REQUIREMENT
For every line in the records that has the word "screenshot", make a copy.

MATERIAL PROVIDED
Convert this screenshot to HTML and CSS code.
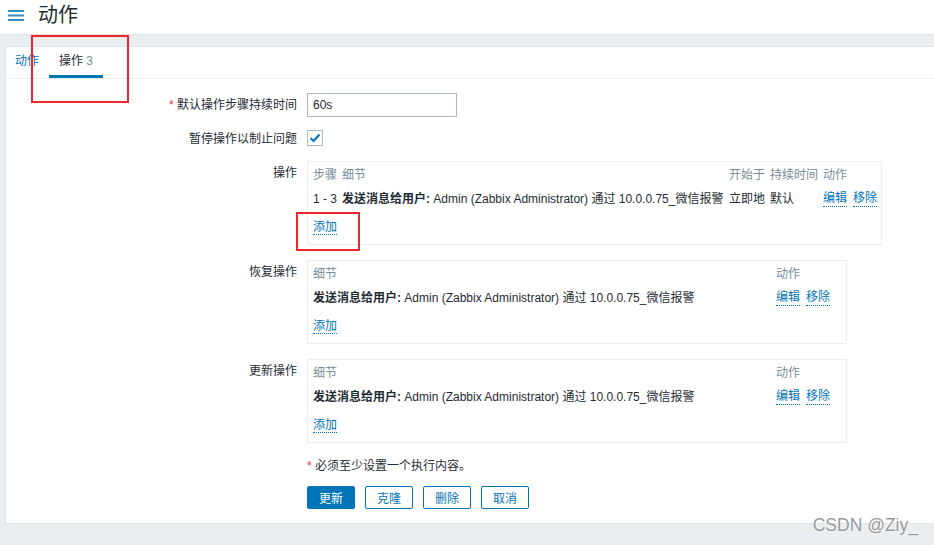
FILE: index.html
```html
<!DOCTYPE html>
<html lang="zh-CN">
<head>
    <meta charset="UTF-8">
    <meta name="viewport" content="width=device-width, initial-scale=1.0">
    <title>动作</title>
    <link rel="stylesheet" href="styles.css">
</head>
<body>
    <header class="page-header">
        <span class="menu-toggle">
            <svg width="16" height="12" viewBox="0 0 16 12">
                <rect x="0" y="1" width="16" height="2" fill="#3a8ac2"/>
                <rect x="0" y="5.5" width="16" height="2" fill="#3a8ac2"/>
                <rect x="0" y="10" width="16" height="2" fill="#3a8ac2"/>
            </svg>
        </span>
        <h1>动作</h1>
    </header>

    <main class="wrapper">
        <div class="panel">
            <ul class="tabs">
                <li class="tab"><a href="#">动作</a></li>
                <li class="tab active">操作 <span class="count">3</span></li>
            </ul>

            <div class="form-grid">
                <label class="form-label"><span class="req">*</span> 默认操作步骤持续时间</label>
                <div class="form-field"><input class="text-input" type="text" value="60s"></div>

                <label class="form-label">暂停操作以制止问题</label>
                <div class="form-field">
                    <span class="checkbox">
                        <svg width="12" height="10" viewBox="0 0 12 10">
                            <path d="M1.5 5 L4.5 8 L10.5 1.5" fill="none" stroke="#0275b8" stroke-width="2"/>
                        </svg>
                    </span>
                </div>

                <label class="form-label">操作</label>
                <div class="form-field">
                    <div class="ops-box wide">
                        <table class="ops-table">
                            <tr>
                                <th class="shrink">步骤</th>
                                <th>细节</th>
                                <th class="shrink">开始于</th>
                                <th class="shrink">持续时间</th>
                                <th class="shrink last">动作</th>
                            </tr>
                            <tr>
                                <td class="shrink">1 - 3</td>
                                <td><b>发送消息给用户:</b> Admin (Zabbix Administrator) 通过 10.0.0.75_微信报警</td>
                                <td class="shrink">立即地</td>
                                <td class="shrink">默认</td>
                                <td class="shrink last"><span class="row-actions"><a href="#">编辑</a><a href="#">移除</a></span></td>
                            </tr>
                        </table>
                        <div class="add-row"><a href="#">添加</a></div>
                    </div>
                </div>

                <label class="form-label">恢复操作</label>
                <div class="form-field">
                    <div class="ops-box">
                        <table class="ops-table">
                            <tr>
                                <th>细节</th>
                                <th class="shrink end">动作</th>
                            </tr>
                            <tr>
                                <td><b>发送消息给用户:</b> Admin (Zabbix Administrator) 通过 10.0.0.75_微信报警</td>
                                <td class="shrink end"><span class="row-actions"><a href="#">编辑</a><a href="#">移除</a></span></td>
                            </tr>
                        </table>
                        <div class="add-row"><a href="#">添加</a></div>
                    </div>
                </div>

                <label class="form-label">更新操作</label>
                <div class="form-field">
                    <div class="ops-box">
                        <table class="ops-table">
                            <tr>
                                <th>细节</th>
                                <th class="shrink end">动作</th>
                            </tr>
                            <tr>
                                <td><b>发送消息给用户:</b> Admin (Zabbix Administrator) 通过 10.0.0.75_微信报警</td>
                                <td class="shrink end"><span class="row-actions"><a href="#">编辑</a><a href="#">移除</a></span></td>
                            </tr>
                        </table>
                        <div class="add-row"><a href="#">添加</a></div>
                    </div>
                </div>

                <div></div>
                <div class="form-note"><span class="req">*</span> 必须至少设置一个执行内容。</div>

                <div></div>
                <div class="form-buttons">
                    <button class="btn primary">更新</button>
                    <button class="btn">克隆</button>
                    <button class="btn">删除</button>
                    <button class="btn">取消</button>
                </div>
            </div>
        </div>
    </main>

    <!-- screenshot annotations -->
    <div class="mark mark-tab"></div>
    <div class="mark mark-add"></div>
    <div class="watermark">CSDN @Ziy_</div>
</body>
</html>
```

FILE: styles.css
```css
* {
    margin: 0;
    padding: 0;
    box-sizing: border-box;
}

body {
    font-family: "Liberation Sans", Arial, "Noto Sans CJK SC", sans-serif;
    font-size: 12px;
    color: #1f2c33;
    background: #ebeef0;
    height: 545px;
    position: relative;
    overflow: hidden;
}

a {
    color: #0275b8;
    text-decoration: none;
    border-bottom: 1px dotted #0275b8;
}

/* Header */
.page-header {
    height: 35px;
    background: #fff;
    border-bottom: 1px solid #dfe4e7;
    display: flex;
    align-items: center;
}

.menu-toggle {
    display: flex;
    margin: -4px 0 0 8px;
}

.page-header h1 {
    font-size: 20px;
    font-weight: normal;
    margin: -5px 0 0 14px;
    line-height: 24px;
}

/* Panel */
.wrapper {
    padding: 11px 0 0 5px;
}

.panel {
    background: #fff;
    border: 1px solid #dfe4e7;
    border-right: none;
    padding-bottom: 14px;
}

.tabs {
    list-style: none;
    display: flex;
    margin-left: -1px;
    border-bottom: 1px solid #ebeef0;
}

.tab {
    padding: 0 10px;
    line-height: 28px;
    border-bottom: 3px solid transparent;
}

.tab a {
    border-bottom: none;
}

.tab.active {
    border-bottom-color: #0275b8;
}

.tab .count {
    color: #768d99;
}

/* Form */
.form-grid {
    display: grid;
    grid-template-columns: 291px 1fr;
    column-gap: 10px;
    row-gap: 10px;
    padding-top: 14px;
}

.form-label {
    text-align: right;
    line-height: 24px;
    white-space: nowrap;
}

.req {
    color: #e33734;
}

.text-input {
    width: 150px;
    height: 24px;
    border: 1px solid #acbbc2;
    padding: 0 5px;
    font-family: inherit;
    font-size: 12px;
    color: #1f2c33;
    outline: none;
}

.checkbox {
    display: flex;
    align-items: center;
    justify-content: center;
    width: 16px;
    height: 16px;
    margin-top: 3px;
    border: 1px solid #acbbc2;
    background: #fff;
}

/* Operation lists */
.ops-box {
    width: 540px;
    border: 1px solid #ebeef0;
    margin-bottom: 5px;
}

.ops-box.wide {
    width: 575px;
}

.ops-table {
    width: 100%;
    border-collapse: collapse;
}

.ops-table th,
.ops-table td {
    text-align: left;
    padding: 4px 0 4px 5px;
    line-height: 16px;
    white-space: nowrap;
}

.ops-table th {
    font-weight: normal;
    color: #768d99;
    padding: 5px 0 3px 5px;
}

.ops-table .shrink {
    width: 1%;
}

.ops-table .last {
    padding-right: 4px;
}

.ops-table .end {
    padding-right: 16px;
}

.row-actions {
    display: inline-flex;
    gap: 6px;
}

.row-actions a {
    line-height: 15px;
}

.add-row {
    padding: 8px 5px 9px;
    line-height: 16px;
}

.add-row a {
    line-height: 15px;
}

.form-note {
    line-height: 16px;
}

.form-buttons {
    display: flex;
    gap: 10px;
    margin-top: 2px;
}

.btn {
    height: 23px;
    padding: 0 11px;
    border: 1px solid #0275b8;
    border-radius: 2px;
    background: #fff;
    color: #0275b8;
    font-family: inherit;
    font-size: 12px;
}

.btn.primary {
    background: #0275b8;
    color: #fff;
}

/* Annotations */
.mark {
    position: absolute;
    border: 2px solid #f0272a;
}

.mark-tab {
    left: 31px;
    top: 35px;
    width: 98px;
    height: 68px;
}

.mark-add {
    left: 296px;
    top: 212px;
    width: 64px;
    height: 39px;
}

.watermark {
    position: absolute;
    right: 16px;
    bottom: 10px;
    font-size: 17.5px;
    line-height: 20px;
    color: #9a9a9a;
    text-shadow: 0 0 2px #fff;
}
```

==

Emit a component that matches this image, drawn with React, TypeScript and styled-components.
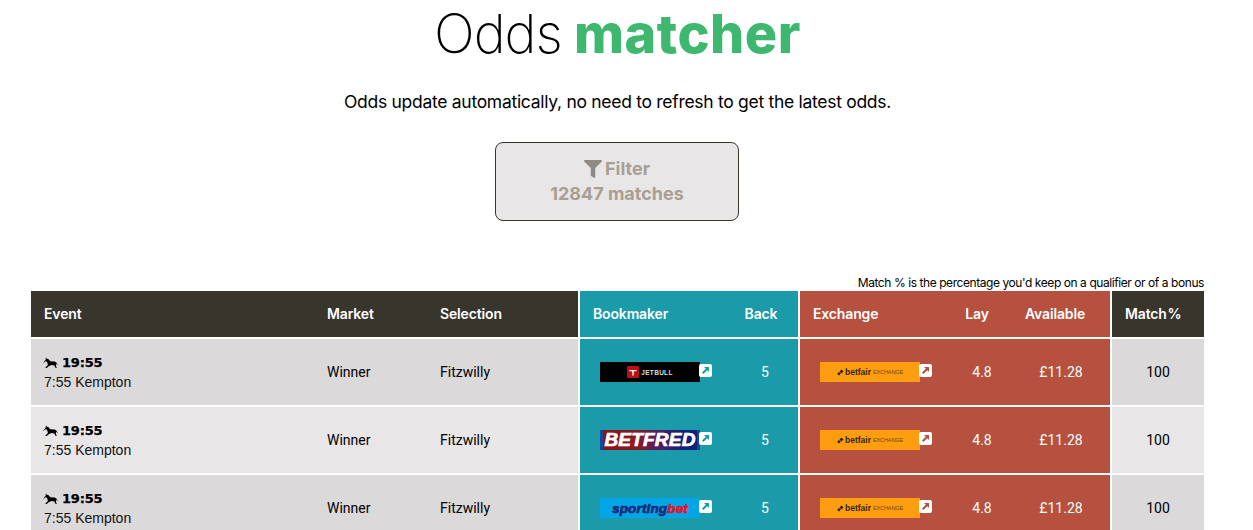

--

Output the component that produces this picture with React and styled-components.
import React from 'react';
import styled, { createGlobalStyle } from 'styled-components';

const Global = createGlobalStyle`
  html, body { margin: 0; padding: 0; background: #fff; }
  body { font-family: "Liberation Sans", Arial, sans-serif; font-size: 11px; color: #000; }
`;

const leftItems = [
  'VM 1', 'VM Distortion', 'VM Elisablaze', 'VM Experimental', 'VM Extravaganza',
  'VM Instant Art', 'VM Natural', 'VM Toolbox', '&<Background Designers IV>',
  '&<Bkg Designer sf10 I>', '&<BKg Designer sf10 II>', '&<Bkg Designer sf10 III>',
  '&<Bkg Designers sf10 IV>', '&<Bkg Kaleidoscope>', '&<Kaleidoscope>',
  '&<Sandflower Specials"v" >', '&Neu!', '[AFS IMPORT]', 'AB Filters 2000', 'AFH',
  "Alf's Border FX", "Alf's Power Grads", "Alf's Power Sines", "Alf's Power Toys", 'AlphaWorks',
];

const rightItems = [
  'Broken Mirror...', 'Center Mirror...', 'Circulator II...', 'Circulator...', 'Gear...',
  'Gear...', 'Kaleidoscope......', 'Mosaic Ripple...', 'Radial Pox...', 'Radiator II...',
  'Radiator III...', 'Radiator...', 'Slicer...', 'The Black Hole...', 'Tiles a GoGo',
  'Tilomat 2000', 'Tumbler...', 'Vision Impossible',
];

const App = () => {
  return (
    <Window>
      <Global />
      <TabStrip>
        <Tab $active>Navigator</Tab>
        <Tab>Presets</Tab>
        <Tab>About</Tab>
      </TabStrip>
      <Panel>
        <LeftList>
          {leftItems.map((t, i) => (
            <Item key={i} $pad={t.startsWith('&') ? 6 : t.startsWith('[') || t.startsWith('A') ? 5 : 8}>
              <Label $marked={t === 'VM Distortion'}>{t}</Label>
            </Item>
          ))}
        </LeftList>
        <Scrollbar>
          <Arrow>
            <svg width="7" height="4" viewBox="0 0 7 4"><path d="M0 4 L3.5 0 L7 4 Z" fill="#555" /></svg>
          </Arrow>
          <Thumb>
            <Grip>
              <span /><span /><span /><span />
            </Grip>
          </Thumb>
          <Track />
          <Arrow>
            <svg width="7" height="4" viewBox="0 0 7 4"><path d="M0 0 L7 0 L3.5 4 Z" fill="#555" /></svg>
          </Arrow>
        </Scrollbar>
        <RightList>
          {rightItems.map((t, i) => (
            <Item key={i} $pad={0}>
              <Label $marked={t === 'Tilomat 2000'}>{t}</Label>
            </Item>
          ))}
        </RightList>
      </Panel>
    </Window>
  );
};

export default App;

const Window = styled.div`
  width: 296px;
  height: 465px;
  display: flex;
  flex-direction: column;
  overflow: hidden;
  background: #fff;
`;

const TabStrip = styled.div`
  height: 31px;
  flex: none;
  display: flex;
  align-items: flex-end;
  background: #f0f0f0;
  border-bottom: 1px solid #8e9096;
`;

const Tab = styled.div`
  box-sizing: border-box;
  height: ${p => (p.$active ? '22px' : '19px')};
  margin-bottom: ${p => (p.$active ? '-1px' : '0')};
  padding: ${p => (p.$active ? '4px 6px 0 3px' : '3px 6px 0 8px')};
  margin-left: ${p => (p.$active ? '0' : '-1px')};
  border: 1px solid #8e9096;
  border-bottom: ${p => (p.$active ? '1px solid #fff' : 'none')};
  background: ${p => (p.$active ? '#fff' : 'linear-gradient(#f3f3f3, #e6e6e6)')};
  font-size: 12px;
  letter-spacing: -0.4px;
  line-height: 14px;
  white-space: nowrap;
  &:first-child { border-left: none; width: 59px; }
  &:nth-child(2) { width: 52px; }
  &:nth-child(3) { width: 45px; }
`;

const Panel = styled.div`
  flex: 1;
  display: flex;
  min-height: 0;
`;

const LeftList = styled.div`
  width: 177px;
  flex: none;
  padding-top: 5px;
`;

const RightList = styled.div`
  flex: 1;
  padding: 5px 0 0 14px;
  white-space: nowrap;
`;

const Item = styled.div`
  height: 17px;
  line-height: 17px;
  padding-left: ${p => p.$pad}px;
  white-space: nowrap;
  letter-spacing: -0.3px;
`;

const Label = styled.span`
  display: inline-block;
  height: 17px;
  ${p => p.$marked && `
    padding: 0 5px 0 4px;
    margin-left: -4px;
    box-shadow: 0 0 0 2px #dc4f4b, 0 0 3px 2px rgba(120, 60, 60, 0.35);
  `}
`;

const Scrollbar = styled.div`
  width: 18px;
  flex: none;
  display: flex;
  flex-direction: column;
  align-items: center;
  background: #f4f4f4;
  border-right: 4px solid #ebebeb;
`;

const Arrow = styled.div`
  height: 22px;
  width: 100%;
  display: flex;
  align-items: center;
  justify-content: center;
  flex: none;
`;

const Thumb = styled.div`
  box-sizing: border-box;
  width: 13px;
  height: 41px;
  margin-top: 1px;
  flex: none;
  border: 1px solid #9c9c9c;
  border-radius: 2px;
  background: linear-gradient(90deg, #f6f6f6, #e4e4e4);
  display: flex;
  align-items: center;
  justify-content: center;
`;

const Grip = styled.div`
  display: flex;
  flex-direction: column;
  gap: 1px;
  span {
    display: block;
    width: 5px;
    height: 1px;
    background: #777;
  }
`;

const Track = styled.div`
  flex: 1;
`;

RESPONSE TO THE EXERCISE
Convert this screenshot to HTML and CSS code.
    <!-- screenshot annotations -->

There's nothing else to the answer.